Using Acceldata MapReduce, you can monitor queries used in MapReduce operations.

Click MapReduce --> Dashboard in the left pane to access the MapReduce dashboard. The dashboard consists of summary panels, a Sankey Diagram, and charts that display information about queries and other related metrics.

Key Performance Indicators (KPI)

KPIs are user-driven analytics criteria to analyze the performance of jobs.

Creating KPIs

To create a KPI for a module, do the following.

  1. Click Create KPI .
    The Create window is displayed.

  2. Do the following in the available indices.

    1. In Metric, click the drop-down and choose one metric from the available list.
    2. (Optional) For time-related or memory-related metrics, you can choose the unit of the resultant KPI value.

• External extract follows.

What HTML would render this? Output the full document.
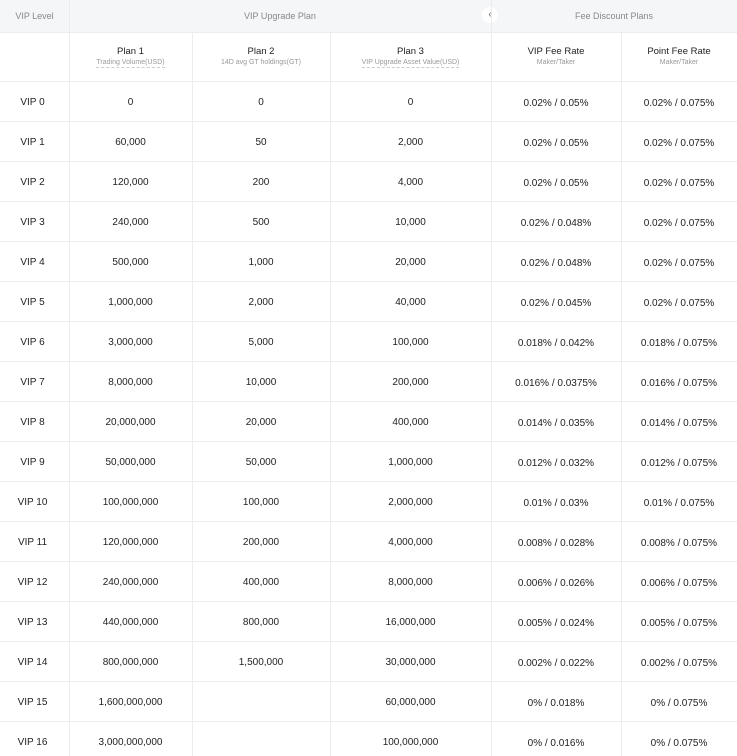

To do so, click the drop-down that appears in the right and select a unit.
    3. In Operator, click the drop-down and choose the operator to measure the metric you selected.
    4. In Metric * 2.5, click the text box for available metrics or type a value in that text box.
      note

      The default text Metric * 2.5 indicates that you can perform an operation after choosing a metric to quantify the performance measure.

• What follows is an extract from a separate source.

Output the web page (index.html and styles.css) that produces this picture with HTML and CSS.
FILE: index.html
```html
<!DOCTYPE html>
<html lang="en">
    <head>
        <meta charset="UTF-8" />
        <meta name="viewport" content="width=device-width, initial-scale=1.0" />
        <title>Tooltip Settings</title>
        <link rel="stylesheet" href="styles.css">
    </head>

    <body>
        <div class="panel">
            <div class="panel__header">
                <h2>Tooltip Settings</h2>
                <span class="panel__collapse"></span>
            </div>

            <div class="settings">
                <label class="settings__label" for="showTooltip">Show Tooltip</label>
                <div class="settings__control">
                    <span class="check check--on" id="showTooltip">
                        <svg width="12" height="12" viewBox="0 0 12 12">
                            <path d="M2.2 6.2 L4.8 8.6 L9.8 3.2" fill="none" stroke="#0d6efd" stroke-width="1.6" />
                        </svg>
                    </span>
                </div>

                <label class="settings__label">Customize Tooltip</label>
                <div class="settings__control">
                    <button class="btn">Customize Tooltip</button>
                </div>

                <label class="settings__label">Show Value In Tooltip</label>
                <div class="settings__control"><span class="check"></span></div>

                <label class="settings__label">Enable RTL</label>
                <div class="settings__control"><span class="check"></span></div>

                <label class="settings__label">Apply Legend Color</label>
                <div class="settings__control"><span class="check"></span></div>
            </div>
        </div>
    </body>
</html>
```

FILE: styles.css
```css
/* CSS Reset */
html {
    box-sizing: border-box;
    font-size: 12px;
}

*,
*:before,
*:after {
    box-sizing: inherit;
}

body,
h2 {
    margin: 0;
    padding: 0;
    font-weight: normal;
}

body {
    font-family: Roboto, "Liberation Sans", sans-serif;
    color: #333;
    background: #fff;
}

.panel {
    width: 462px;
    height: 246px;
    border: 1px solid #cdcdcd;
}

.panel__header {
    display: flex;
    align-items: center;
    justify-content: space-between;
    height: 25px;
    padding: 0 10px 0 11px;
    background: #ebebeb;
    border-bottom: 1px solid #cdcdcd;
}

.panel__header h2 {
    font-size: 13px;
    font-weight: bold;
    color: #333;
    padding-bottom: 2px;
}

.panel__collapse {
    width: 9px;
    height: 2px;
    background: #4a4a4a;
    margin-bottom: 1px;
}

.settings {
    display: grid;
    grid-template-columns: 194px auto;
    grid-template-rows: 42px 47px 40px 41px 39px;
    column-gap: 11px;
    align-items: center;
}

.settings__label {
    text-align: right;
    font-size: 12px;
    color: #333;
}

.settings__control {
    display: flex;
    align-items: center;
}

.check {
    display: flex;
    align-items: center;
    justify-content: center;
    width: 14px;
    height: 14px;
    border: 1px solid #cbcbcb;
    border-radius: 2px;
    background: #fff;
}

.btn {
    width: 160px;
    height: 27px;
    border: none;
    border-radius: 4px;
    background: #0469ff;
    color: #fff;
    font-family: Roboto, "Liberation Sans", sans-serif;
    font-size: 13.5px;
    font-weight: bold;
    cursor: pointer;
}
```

  3. In Name, type a name for the KPI you are creating.

  4. (Optional) Click the + sign to add another metric to the same KPI.

  5. Click Save.

The KPI is created.

Summary Panel

The summary tiles display several aggregated values. You can click the number on each field to view detailed information about that metric.

note

The default time range is Last 24 hrs. To view statistics from a custom date range, click the icon and select a time frame and timezone of your choice.

Metric NameDescription
UsersThe total number of users.
# of QueriesThe number of queries being run during the selected timeframe.
Avg CPU AllocatedThe average of CPU time across all queries.
Avg Memory AllocatedThe average amount of memory allocated across queries.
SucceededThe number of queries executed successfully.
RunningThe number of queries that are in progress.
FailedThe number of queries that failed to execute.
KilledThe number of queries that were killed.

Context Metric Distributions

The Context Metric distributions panel displays the summary of jobs as a Sankey diagram. You can see the flow of the selected queue to users and to the queries.

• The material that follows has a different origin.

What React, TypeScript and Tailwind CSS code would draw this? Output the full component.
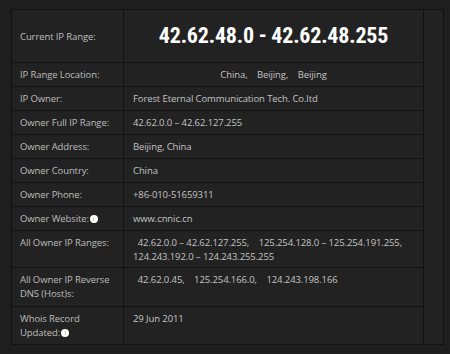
function Info() {
  return (
    <span className="ml-[1px] inline-flex h-[8px] w-[8px] items-center justify-center rounded-full bg-white align-[1px]">
      <span className="h-[4px] w-[1px] bg-[#d8cfa8]" />
    </span>
  );
}

const labelCls =
  "border border-[#121212] px-[8px] pt-[5px] pb-[4px] align-top text-[#bdbdbd]";
const valueCls = "border border-[#121212] px-[9px] pt-[5px] pb-[4px] align-top text-[#c4c4c4]";

export default function App() {
  return (
    <div
      className="min-h-[354px] w-[450px] bg-[#1e1e1e] pl-[11px] pt-[9px]"
      style={{ fontFamily: '"Open Sans", "Liberation Sans", sans-serif' }}
    >
      <table className="w-[432px] table-fixed border-collapse bg-[#222222] text-[9.5px] leading-[14px] tracking-[-0.1px]">
        <colgroup>
          <col className="w-[112px]" />
          <col className="w-[300px]" />
          <col className="w-[20px]" />
        </colgroup>
        <tbody>
          <tr className="h-[53px]">
            <td className={labelCls + " !align-middle"}>Current IP Range:</td>
            <td className="border border-[#121212] text-center align-middle">
              <span
                className="inline-block text-[22px] font-bold leading-[30px] tracking-[-0.2px] text-white"
                style={{ fontFamily: '"Roboto Condensed", "DejaVu Sans Condensed", Roboto, sans-serif' }}
              >
                42.62.48.0 - 42.62.48.255
              </span>
            </td>
            <td rowSpan={11} className="border border-[#121212]" />
          </tr>
          <tr>
            <td className={labelCls}>IP Range Location:</td>
            <td className={valueCls + " text-center"}>
              China,&nbsp;&nbsp;&nbsp;&nbsp;Beijing,&nbsp;&nbsp;&nbsp;&nbsp;Beijing
            </td>
          </tr>
          <tr>
            <td className={labelCls}>IP Owner:</td>
            <td className={valueCls}>Forest Eternal Communication Tech. Co.ltd</td>
          </tr>
          <tr>
            <td className={labelCls}>Owner Full IP Range:</td>
            <td className={valueCls}>42.62.0.0 – 42.62.127.255</td>
          </tr>
          <tr>
            <td className={labelCls}>Owner Address:</td>
            <td className={valueCls}>Beijing, China</td>
          </tr>
          <tr>
            <td className={labelCls}>Owner Country:</td>
            <td className={valueCls}>China</td>
          </tr>
          <tr>
            <td className={labelCls}>Owner Phone:</td>
            <td className={valueCls}>+86-010-51659311</td>
          </tr>
          <tr>
            <td className={labelCls}>
              Owner Website:<Info />
            </td>
            <td className={valueCls}>www.cnnic.cn</td>
          </tr>
          <tr>
            <td className={labelCls + " !pb-[3px]"}>All Owner IP Ranges:</td>
            <td className={valueCls + " !pb-[3px]"}>
              &nbsp;&nbsp;42.62.0.0 – 42.62.127.255,&nbsp;&nbsp;&nbsp; 125.254.128.0 – 125.254.191.255, 124.243.192.0 – 124.243.255.255
            </td>
          </tr>
          <tr>
            <td className={labelCls + " !pb-[5px]"}>
              All Owner IP Reverse
              <br />
              DNS (Host)s:
            </td>
            <td className={valueCls + " !pb-[5px]"}>
              &nbsp;&nbsp;42.62.0.45,&nbsp;&nbsp;&nbsp; 125.254.166.0,&nbsp;&nbsp;&nbsp; 124.243.198.166
            </td>
          </tr>
          <tr>
            <td className={labelCls}>
              Whois Record
              <br />
              Updated:<Info />
            </td>
            <td className={valueCls}>29 Jun 2011</td>
          </tr>
        </tbody>
      </table>
    </div>
  );
}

The following screenshot is an example of a Context Metric Distributions Sankey chart of the last 24 hours displayed by Duration.

Sankey Diagram

You can gather the following information from the chart.

note

To see the distribution in numbers, hover over the Sankey chart.

You can observe the following in Queues.

  • 100% of queries are running in default queue.
  • From Users category, you can gather the following.
    • 71.43% of queries are run by 3 users.
    • 14.29% of queries are run by 4 users.
    • 8.57% of queries are run by 3 users.
    • 5.71% of queries are run by 2 users.
  • From Queries category, you can gather the following.
    • 25 queries (71.43%) are executed within 6.19 seconds to 10.76 seconds.
    • 5 queries (14.29%) are executed within 17.95 seconds to 22.12 seconds.
    • 3 queries (8.57%) are executed within 23.12 seconds to 25.83 seconds.
    • 2 queries (5.71%) are executed within 11.34 seconds to 12.13 seconds.

Viewing Sankey chart by distribution

You can view the Sankey chart by the following distributions.

Distribution MetricDescription
DurationThe duration of the queries executed by users.
MappersThe first phase of processing input data displaying a key value pair.
ReducersThe task of processing mapper output and displaying a key value pair.
GC TimeTime spent by the JVM in garbage collection while executing a query.
Reducer Time AvgThe average time taken to complete the reducer task.
Reducer Time MaxThe maximum time taken to complete the reducer task.
Shuffle Time AvgThe average time taken to transfer the map output from Mapper to Reducer.
Shuffle Time MaxThe maximum time taken to transfer the map output from Mapper to Reducer.
Sort Time AvgThe average time taken to sort out mapper output keys.
Sort Time MaxThe maximum time taken to sort out mapper output keys.

Other MapReduce Charts

The following charts are also displayed on the MapReduce Dashboard.

Chart NameDescription
VCore UsageThe number of physical virtual cores used by a queue in the cluster.
Memory UsageThe amount of memory used by a queue in the cluster.
Query Execution CountThe number of queries executed within a timeframe.
Average Query TimeThe average time taken to execute queries. This metric also displays the Total Execution Time.
Top 20 Users (By Query)The top 20 users that executed the highest number of queries.
Top 20 Tables (By Query)The top 20 tables that executed the highest number of queries.

Queues

In Queues tab, you can see the root queue, default queue, and custom queue(s) defined by the cluster administrator.

root: This is a predefined queue that is a parent of the available queues in your cluster. This queue uses 100% of resources.

default: A designated queue defined by the administrator. This queue contains jobs that do not have a queue allocated.

note

To view memory capacity allocated to or used by resources on a queue, click the queue in the Queues tab.